Article Text

Can manual ability be measured with a generic ABILHAND scale? A cross-sectional study conducted on six diagnostic groups
  1. Carlyne Arnould1,
  2. Laure Vandervelde2,
  3. Charles Sèbiyo Batcho3,
  4. Massimo Penta3,
  5. Jean-Louis Thonnard3
  1. 1Physical and Occupational Therapy Departments, Paramedical Category, Haute Ecole Louvain en Hainaut, Montignies-sur-Sambre, Belgium
  2. 2Physical Therapy Department, Institut Parnasse Deux-Alice, Haute Ecole Leonard de Vinci, Brussels, Belgium
  3. 3Institute of Neuroscience, Université catholique de Louvain, Brussels, Belgium
  1. Correspondence to Dr Carlyne Arnould;carlyne.arnould{at}gmail.com

Abstract

Objectives Several ABILHAND Rasch-built manual ability scales were previously developed for chronic stroke (CS), cerebral palsy (CP), rheumatoid arthritis (RA), systemic sclerosis (SSc) and neuromuscular disorders (NMD). The present study aimed to explore the applicability of a generic manual ability scale unbiased by diagnosis and to study the nature of manual ability across diagnoses.

Design Cross-sectional study.

Setting Outpatient clinic homes (CS, CP, RA), specialised centres (CP), reference centres (CP, NMD) and university hospitals (SSc).

Participants 762 patients from six diagnostic groups: 103 CS adults, 113 CP children, 112 RA adults, 156 SSc adults, 124 NMD children and 124 NMD adults.

Primary and secondary outcome measures Manual ability as measured by the ABILHAND disease-specific questionnaires, diagnosis and nature (ie, uni-manual or bi-manual involvement and proximal or distal joints involvement) of the ABILHAND manual activities.

Results The difficulties of most manual activities were diagnosis dependent. A principal component analysis highlighted that 57% of the variance in the item difficulty between diagnoses was explained by the symmetric or asymmetric nature of the disorders. A generic scale was constructed, from a metric point of view, with 11 items sharing a common difficulty among diagnoses and 41 items displaying a category-specific location (asymmetric: CS, CP; and symmetric: RA, SSc, NMD). This generic scale showed that CP and NMD children had significantly less manual ability than RA patients, who had significantly less manual ability than CS, SSc and NMD adults. However, the generic scale was less discriminative and responsive to small deficits than disease-specific instruments.

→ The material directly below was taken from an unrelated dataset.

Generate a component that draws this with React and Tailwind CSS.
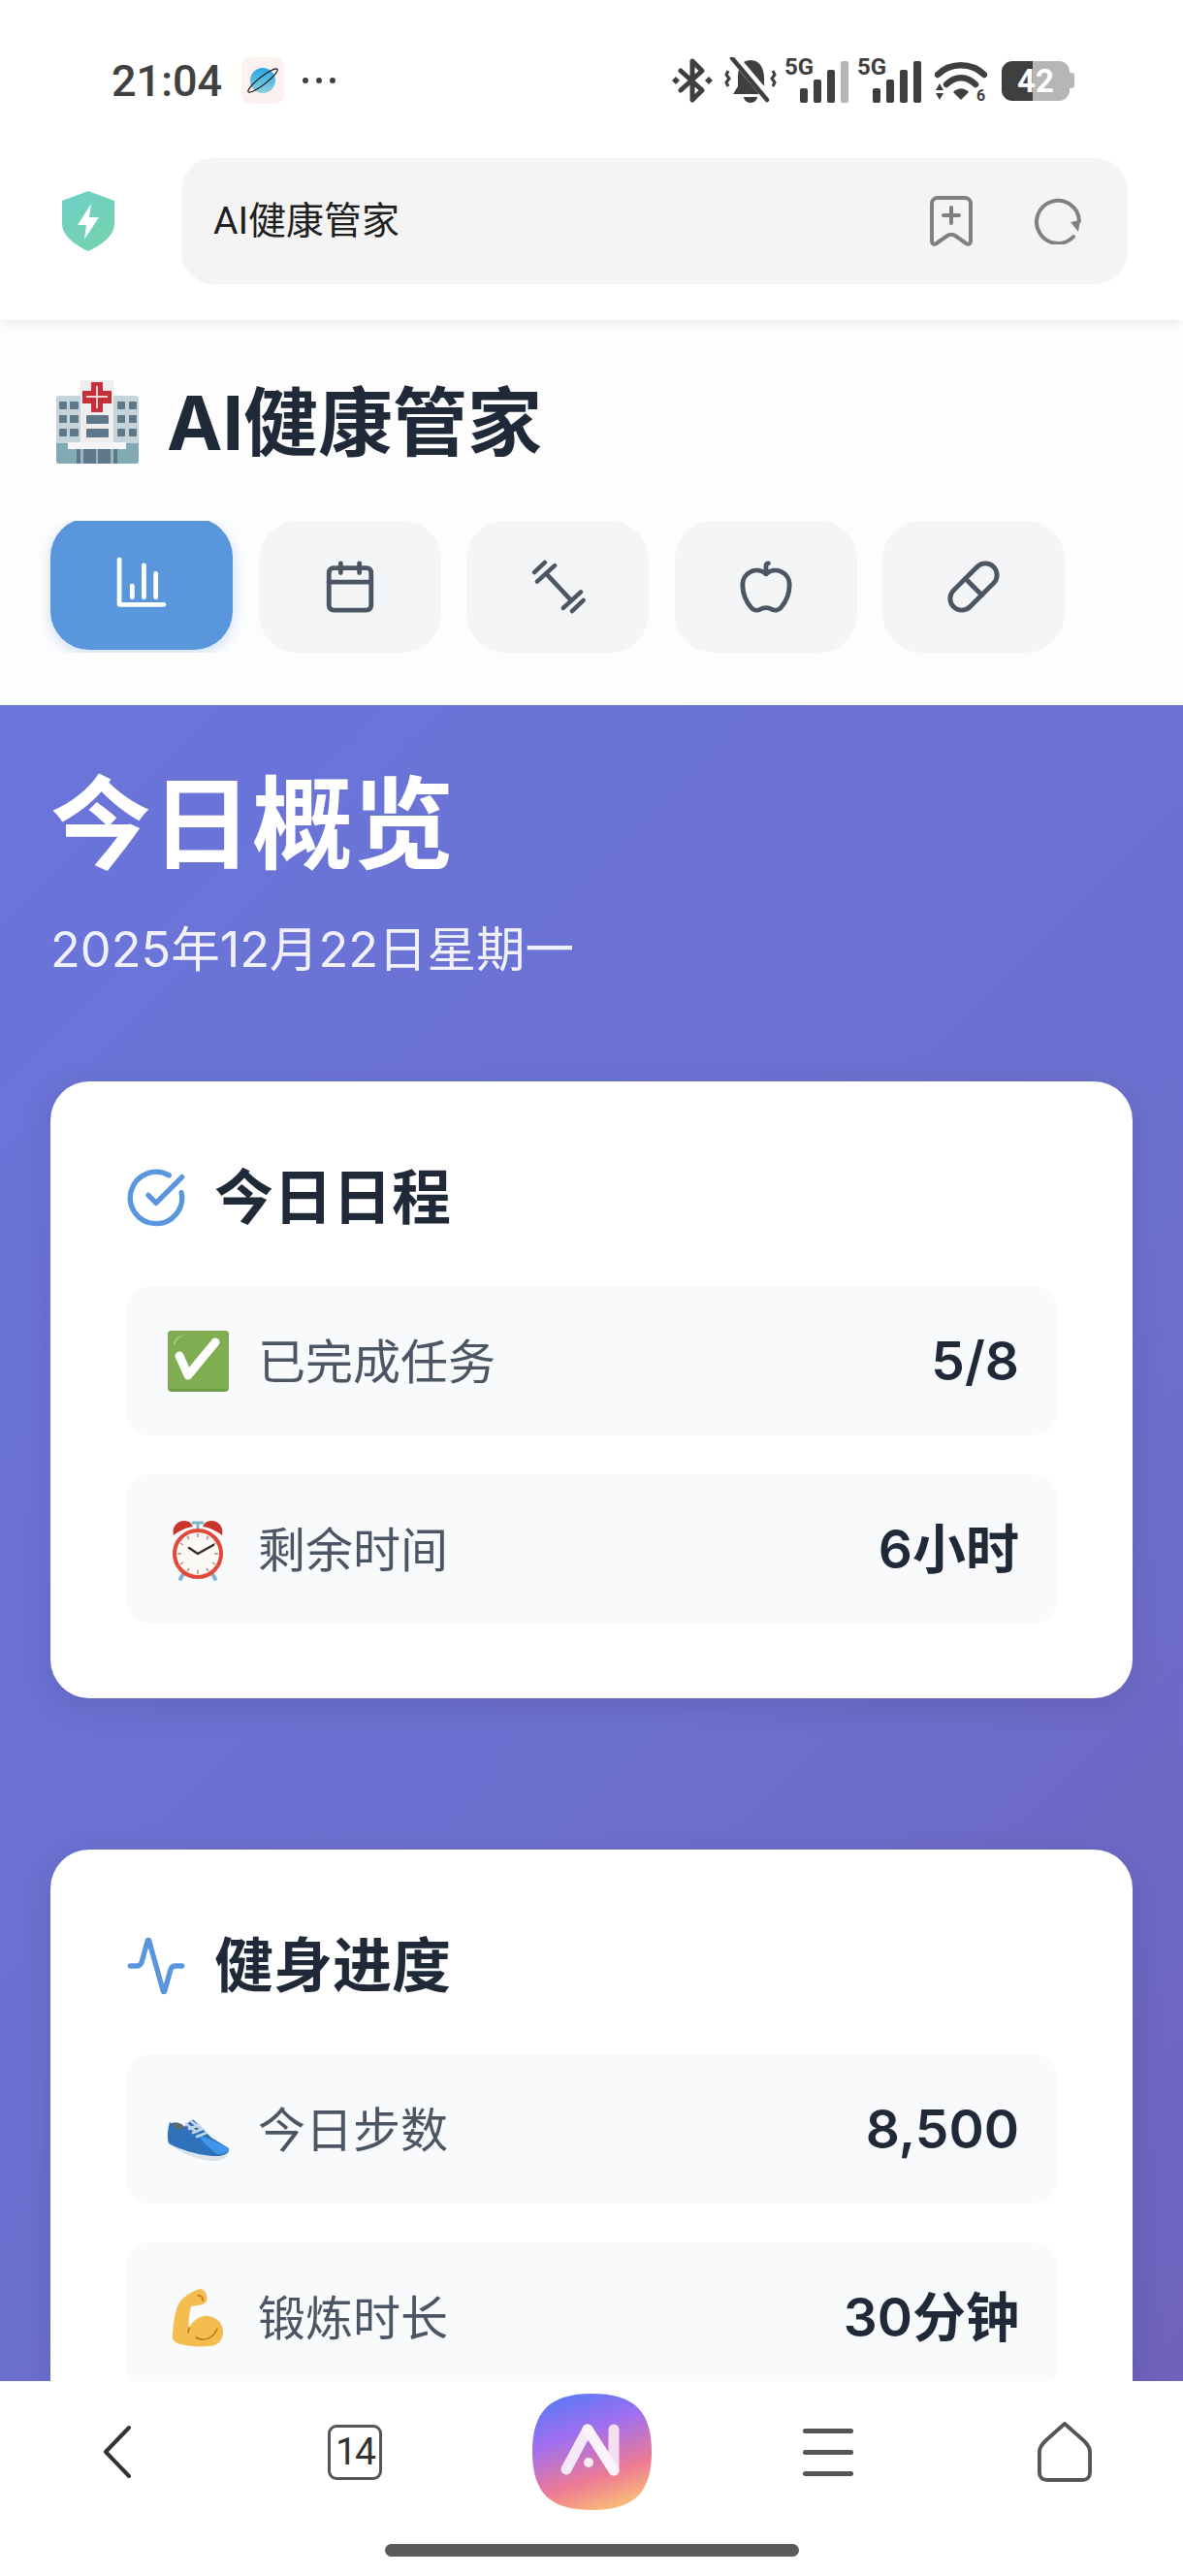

Conclusions Our finding that most of the manual item difficulties were disease-dependent emphasises the danger of using generic scales without prior investigation of item invariance across diagnostic groups. Nevertheless, a generic manual ability scale could be developed by adjusting and accounting for activities perceived differently in various disorders.